[Begin GIVEN INFORMATION]

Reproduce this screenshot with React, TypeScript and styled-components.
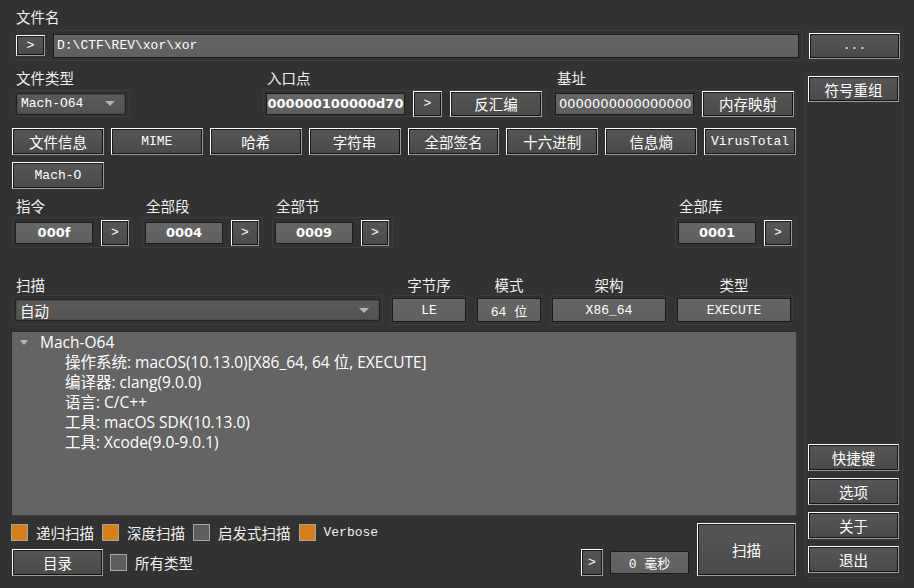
import React from "react";
import styled, { createGlobalStyle } from "styled-components";

const CJK = `"Noto Sans CJK SC", sans-serif`;
const MONO = `"Liberation Mono", "Noto Sans CJK SC", monospace`;
const NUM = `"DejaVu Sans", "Noto Sans CJK SC", sans-serif`;
const TREE = `"Open Sans", "Noto Sans CJK SC", sans-serif`;

const Global = createGlobalStyle`
  html, body { margin: 0; padding: 0; background: #323232; }
  * { box-sizing: border-box; }
`;

const Page = styled.div`
  width: 914px;
  height: 588px;
  overflow: hidden;
  background: #323232;
  color: #fff;
  padding: 8px 11px 12px 12px;
  display: flex;
  flex-direction: column;
  font-family: ${CJK};
`;

const Label = styled.div<{ $center?: boolean }>`
  font-size: 14.5px;
  line-height: 18px;
  height: 18px;
  flex: none;
  color: #f0f0f0;
  padding-left: ${(p) => (p.$center ? 0 : 4)}px;
  text-align: ${(p) => (p.$center ? "center" : "left")};
  white-space: nowrap;
`;

const Row = styled.div<{ $gap?: number; $mt?: number }>`
  display: flex;
  flex: none;
  gap: ${(p) => p.$gap ?? 0}px;
  margin-top: ${(p) => p.$mt ?? 0}px;
`;

const Frame = styled.div<{ $w?: number; $h: number; $gap?: number; $pad?: number; $mt?: number }>`
  display: flex;
  align-items: center;
  flex: none;
  gap: ${(p) => p.$gap ?? 0}px;
  width: ${(p) => (p.$w ? `${p.$w}px` : "auto")};
  height: ${(p) => p.$h}px;
  margin-top: ${(p) => p.$mt ?? 0}px;
  border: 1px solid #3c3c3c;
  border-radius: 3px;
  padding: 0 ${(p) => p.$pad ?? 2}px;
`;

const Btn = styled.button<{ $mono?: boolean; $w?: number; $h?: number }>`
  width: ${(p) => (p.$w ? `${p.$w}px` : "100%")};
  height: ${(p) => p.$h ?? 27}px;
  flex: none;
  margin: 0;
  padding: 0;
  background: linear-gradient(#565656, #4a4a4a);
  color: #fff;
  border: 1px solid;
  border-color: #ffffff #9a9a9a #9a9a9a #ffffff;
  box-shadow: inset -1px -1px 0 #141414, inset 1px 1px 0 #1a1a1a;
  font-family: ${(p) => (p.$mono ? MONO : CJK)};
  font-size: ${(p) => (p.$mono ? 13 : 14.5)}px;
  display: flex;
  align-items: center;
  justify-content: center;
  white-space: nowrap;
  cursor: default;
`;

const Field = styled.div<{ $w?: number; $h?: number; $font?: string; $bold?: boolean; $left?: boolean; $fs?: number }>`
  width: ${(p) => (p.$w ? `${p.$w}px` : "auto")};
  flex: ${(p) => (p.$w ? "none" : "1")};
  height: ${(p) => p.$h ?? 23}px;
  background: linear-gradient(#666666, #5f5f5f);
  border: 1px solid #1c1c1c;
  color: #fff;
  font-family: ${(p) => p.$font ?? MONO};
  font-weight: ${(p) => (p.$bold ? 700 : 400)};
  font-size: ${(p) => p.$fs ?? 13}px;
  display: flex;
  align-items: center;
  justify-content: ${(p) => (p.$left ? "flex-start" : "center")};
  padding: 0 ${(p) => (p.$left ? 3 : 0)}px;
  white-space: nowrap;
  overflow: hidden;
`;

const Combo = styled.div<{ $font: string; $fs: number }>`
  flex: 1;
  height: 22px;
  background: linear-gradient(#5a5a5a, #525252);
  border: 1px solid #232323;
  border-radius: 2px;
  box-shadow: inset 0 0 0 1px #4a4a4a;
  display: flex;
  align-items: center;
  padding: 0 10px 0 4px;
  font-family: ${(p) => p.$font};
  font-size: ${(p) => p.$fs}px;
  color: #fff;
`;

const ComboText = styled.span`
  flex: 1;
`;

const Caret = styled.span`
  width: 0;
  height: 0;
  border-left: 5px solid transparent;
  border-right: 5px solid transparent;
  border-top: 5px solid #b4b4b4;
`;

const Body = styled.div`
  flex: 1;
  display: flex;
  gap: 9px;
  margin-top: 8px;
  min-height: 0;
`;

const Main = styled.div`
  width: 784px;
  display: flex;
  flex-direction: column;
`;

const Side = styled.div`
  width: 98px;
  margin: 4px 0 -2px 0;
  border: 1px solid #3c3c3c;
  border-radius: 3px;
  padding: 2px 3px 4px 2px;
  display: flex;
  flex-direction: column;
  gap: 7px;
`;

const Spacer = styled.div`
  flex: 1;
`;

const Group = styled.div<{ $w: number }>`
  width: ${(p) => p.$w}px;
  flex: none;
  display: flex;
  flex-direction: column;
`;

const ButtonGrid = styled.div`
  display: grid;
  grid-template-columns: repeat(8, 1fr);
  column-gap: 7px;
  row-gap: 7px;
  margin-top: 11px;
  flex: none;
`;

const TreePanel = styled.div`
  flex: 1;
  margin: 6px -1px 0 -1px;
  background: #646464;
  border: 1px solid #2b2b2b;
  border-right-color: #3a3a3a;
  border-bottom-color: #3a3a3a;
  padding: 0 0 0 8px;
  font-family: ${TREE};
  font-size: 15.5px;
  line-height: 20px;
  color: #fff;
`;

const TreeHead = styled.div`
  display: flex;
  align-items: center;
  gap: 12px;
`;

const TreeArrow = styled.span`
  width: 0;
  height: 0;
  border-left: 4px solid transparent;
  border-right: 4px solid transparent;
  border-top: 5px solid #b8b8b8;
`;

const TreeItem = styled.div`
  padding-left: 45px;
  white-space: nowrap;
`;

const Bottom = styled.div`
  display: flex;
  flex: none;
  gap: 8px;
  margin-top: 7px;
  align-items: flex-end;
`;

const BottomLeft = styled.div`
  flex: 1;
  display: flex;
  flex-direction: column;
`;

const CheckRow = styled.div`
  display: flex;
  align-items: center;
  height: 17px;
  margin-left: -1px;
`;

const Check = styled.span<{ $on?: boolean }>`
  width: 17px;
  height: 17px;
  flex: none;
  background: ${(p) => (p.$on ? "#d6801c" : "#5e5e5e")};
  border: 1px solid #a6a6a6;
`;

const CheckText = styled.span<{ $mono?: boolean }>`
  margin: 0 8px 0 8px;
  font-family: ${(p) => (p.$mono ? MONO : CJK)};
  font-size: ${(p) => (p.$mono ? 13 : 14.5)}px;
  color: #f0f0f0;
  white-space: nowrap;
`;

const BottomRow = styled.div`
  display: flex;
  align-items: center;
  margin-top: 8px;
  height: 27px;
`;

const Gap = styled.div<{ $w: number }>`
  width: ${(p) => p.$w}px;
  flex: none;
`;

const tree = [
  "操作系统: macOS(10.13.0)[X86_64, 64 位, EXECUTE]",
  "编译器: clang(9.0.0)",
  "语言: C/C++",
  "工具: macOS SDK(10.13.0)",
  "工具: Xcode(9.0-9.0.1)",
];

const tabs: { t: string; mono?: boolean }[] = [
  { t: "文件信息" },
  { t: "MIME", mono: true },
  { t: "哈希" },
  { t: "字符串" },
  { t: "全部签名" },
  { t: "十六进制" },
  { t: "信息熵" },
  { t: "VirusTotal", mono: true },
];

const counters = [
  { label: "指令", v: "000f" },
  { label: "全部段", v: "0004" },
  { label: "全部节", v: "0009" },
];

function Counter({ label, v }: { label: string; v: string }) {
  return (
    <Group $w={121}>
      <Label>{label}</Label>
      <Frame $h={31} $gap={8} $pad={2} $mt={2}>
        <Field $w={78} $h={22} $font={NUM} $bold $fs={13}>
          {v}
        </Field>
        <Btn $mono $w={28} $h={26}>
          &gt;
        </Btn>
      </Frame>
    </Group>
  );
}

function Info({ label, w, value }: { label: string; w: number; value: string }) {
  return (
    <Group $w={w}>
      <Label $center>{label}</Label>
      <Frame $h={30} $pad={1} $mt={1}>
        <Field $h={24}>{value}</Field>
      </Frame>
    </Group>
  );
}

export default function App() {
  return (
    <Page>
      <Global />
      <Label>文件名</Label>
      <Row $gap={3} $mt={4}>
        <Frame $w={791} $h={31} $gap={8} $pad={3}>
          <Btn $mono $w={29} $h={21}>
            &gt;
          </Btn>
          <Field $left $h={24} $fs={13}>
            D:\CTF\REV\xor\xor
          </Field>
        </Frame>
        <Frame $w={97} $h={31} $pad={2}>
          <Btn $mono $h={26}>
            ...
          </Btn>
        </Frame>
      </Row>
      <Body>
        <Main>
          <Row>
            <Group $w={118}>
              <Label>文件类型</Label>
              <Frame $h={27} $pad={3} $mt={3}>
                <Combo $font={MONO} $fs={13}>
                  <ComboText>Mach-O64</ComboText>
                  <Caret />
                </Combo>
              </Frame>
            </Group>
            <Spacer />
            <Group $w={283}>
              <Label>入口点</Label>
              <Frame $h={27} $gap={8} $pad={2} $mt={3}>
                <Field $w={139} $h={22} $font={NUM} $bold $fs={13}>
                  000000100000d70
                </Field>
                <Btn $mono $w={29} $h={26}>
                  &gt;
                </Btn>
                <Btn $w={92} $h={26}>
                  反汇编
                </Btn>
              </Frame>
            </Group>
            <Gap $w={7} />
            <Group $w={243}>
              <Label>基址</Label>
              <Frame $h={27} $gap={8} $pad={1} $mt={3}>
                <Field $w={139} $h={22} $font={NUM} $fs={13} $left>
                  0000000000000000
                </Field>
                <Btn $w={92} $h={26}>
                  内存映射
                </Btn>
              </Frame>
            </Group>
          </Row>

          <ButtonGrid>
            {tabs.map((b) => (
              <Btn key={b.t} $mono={b.mono} $h={27}>
                {b.t}
              </Btn>
            ))}
            <Btn $mono $h={27}>
              Mach-O
            </Btn>
          </ButtonGrid>

          <Row $gap={9} $mt={8}>
            {counters.map((c) => (
              <Counter key={c.label} label={c.label} v={c.v} />
            ))}
            <Spacer />
            <Counter label="全部库" v="0001" />
          </Row>

          <Row $gap={7} $mt={28}>
            <Group $w={371}>
              <Label>扫描</Label>
              <Frame $h={30} $pad={2} $mt={1}>
                <Combo $font={CJK} $fs={14.5}>
                  <ComboText>自动</ComboText>
                  <Caret />
                </Combo>
              </Frame>
            </Group>
            <Info label="字节序" w={78} value="LE" />
            <Info label="模式" w={68} value="64 位" />
            <Info label="架构" w={118} value="X86_64" />
            <Info label="类型" w={118} value="EXECUTE" />
          </Row>

          <TreePanel>
            <TreeHead>
              <TreeArrow />
              <span>Mach-O64</span>
            </TreeHead>
            {tree.map((t) => (
              <TreeItem key={t}>{t}</TreeItem>
            ))}
          </TreePanel>

          <Bottom>
            <BottomLeft>
              <CheckRow>
                <Check $on />
                <CheckText>递归扫描</CheckText>
                <Check $on />
                <CheckText>深度扫描</CheckText>
                <Check />
                <CheckText>启发式扫描</CheckText>
                <Check $on />
                <CheckText $mono>Verbose</CheckText>
              </CheckRow>
              <BottomRow>
                <Btn $w={91} $h={27}>
                  目录
                </Btn>
                <Gap $w={7} />
                <Check />
                <CheckText>所有类型</CheckText>
                <Spacer />
                <Btn $mono $w={22} $h={27}>
                  &gt;
                </Btn>
                <Gap $w={7} />
                <Field $w={79} $h={23}>
                  0 毫秒
                </Field>
              </BottomRow>
            </BottomLeft>
            <Btn $w={99} $h={53}>
              扫描
            </Btn>
          </Bottom>
        </Main>
        <Side>
          <Btn $h={26}>符号重组</Btn>
          <Spacer />
          <Btn>快捷键</Btn>
          <Btn>选项</Btn>
          <Btn>关于</Btn>
          <Btn>退出</Btn>
        </Side>
      </Body>
    </Page>
  );
}
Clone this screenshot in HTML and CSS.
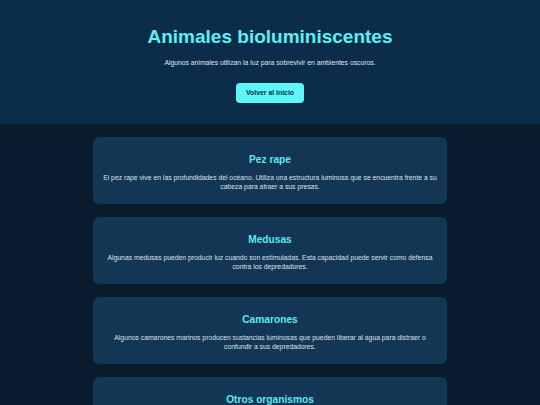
FILE: index.html
```html
<!DOCTYPE html>
<html lang="es">
<head>
<meta charset="utf-8">
<title>Animales bioluminiscentes</title>
<link rel="stylesheet" href="styles.css">
</head>
<body>
<header class="hero">
  <h1 class="hero-title">Animales bioluminiscentes</h1>
  <p class="hero-sub">Algunos animales utilizan la luz para sobrevivir en ambientes oscuros.</p>
  <a class="btn" href="#">Volver al inicio</a>
</header>
<main class="list">
  <section class="card">
    <h2 class="card-title">Pez rape</h2>
    <p class="card-text">El pez rape vive en las profundidades del océano. Utiliza una estructura luminosa que se encuentra frente a su cabeza para atraer a sus presas.</p>
  </section>
  <section class="card">
    <h2 class="card-title">Medusas</h2>
    <p class="card-text">Algunas medusas pueden producir luz cuando son estimuladas. Esta capacidad puede servir como defensa contra los depredadores.</p>
  </section>
  <section class="card">
    <h2 class="card-title">Camarones</h2>
    <p class="card-text">Algunos camarones marinos producen sustancias luminosas que pueden liberar al agua para distraer o confundir a sus depredadores.</p>
  </section>
  <section class="card">
    <h2 class="card-title">Otros organismos</h2>
    <p class="card-text">Existen bacterias, hongos y otros seres vivos que también producen luz mediante reacciones químicas.</p>
  </section>
</main>
</body>
</html>
```
FILE: styles.css
```css
* { box-sizing: border-box; }
html, body { margin: 0; padding: 0; }
body {
  background: #0a1b2d;
  font-family: "Liberation Sans", Arial, sans-serif;
  color: #dde3ea;
}
.hero {
  background: #0b2d4a;
  text-align: center;
  padding: 26px 20px 21px;
}
.hero-title {
  margin: 0;
  font-size: 19px;
  line-height: 22px;
  font-weight: bold;
  color: #5cf0f6;
}
.hero-sub {
  margin: 11px 0 0;
  font-size: 6.8px;
  line-height: 8px;
  color: #dfe6ee;
}
.btn {
  display: inline-block;
  margin-top: 16px;
  width: 68px;
  height: 20px;
  line-height: 20px;
  border-radius: 4px;
  background: #5ef5fb;
  color: #0b2d4a;
  font-size: 6.9px;
  font-weight: bold;
  text-decoration: none;
}
.list {
  display: flex;
  flex-direction: column;
  align-items: center;
  gap: 13px;
  padding-top: 13px;
}
.card {
  width: 354px;
  background: #133654;
  border-radius: 6px;
  padding: 17px 10px 13px;
  text-align: center;
}
.card-title {
  margin: 0;
  font-size: 10.2px;
  line-height: 12px;
  font-weight: bold;
  color: #5ee6f2;
}
.card-text {
  margin: 7px 0 0;
  font-size: 6.8px;
  line-height: 9px;
  color: #dbe2ea;
}
```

[End GIVEN INFORMATION]

TASK: Locate all lines holding the word "this", then copy them out.

FINISHED EXERCISE:
Reproduce this screenshot with React, TypeScript and styled-components.
Clone this screenshot in HTML and CSS.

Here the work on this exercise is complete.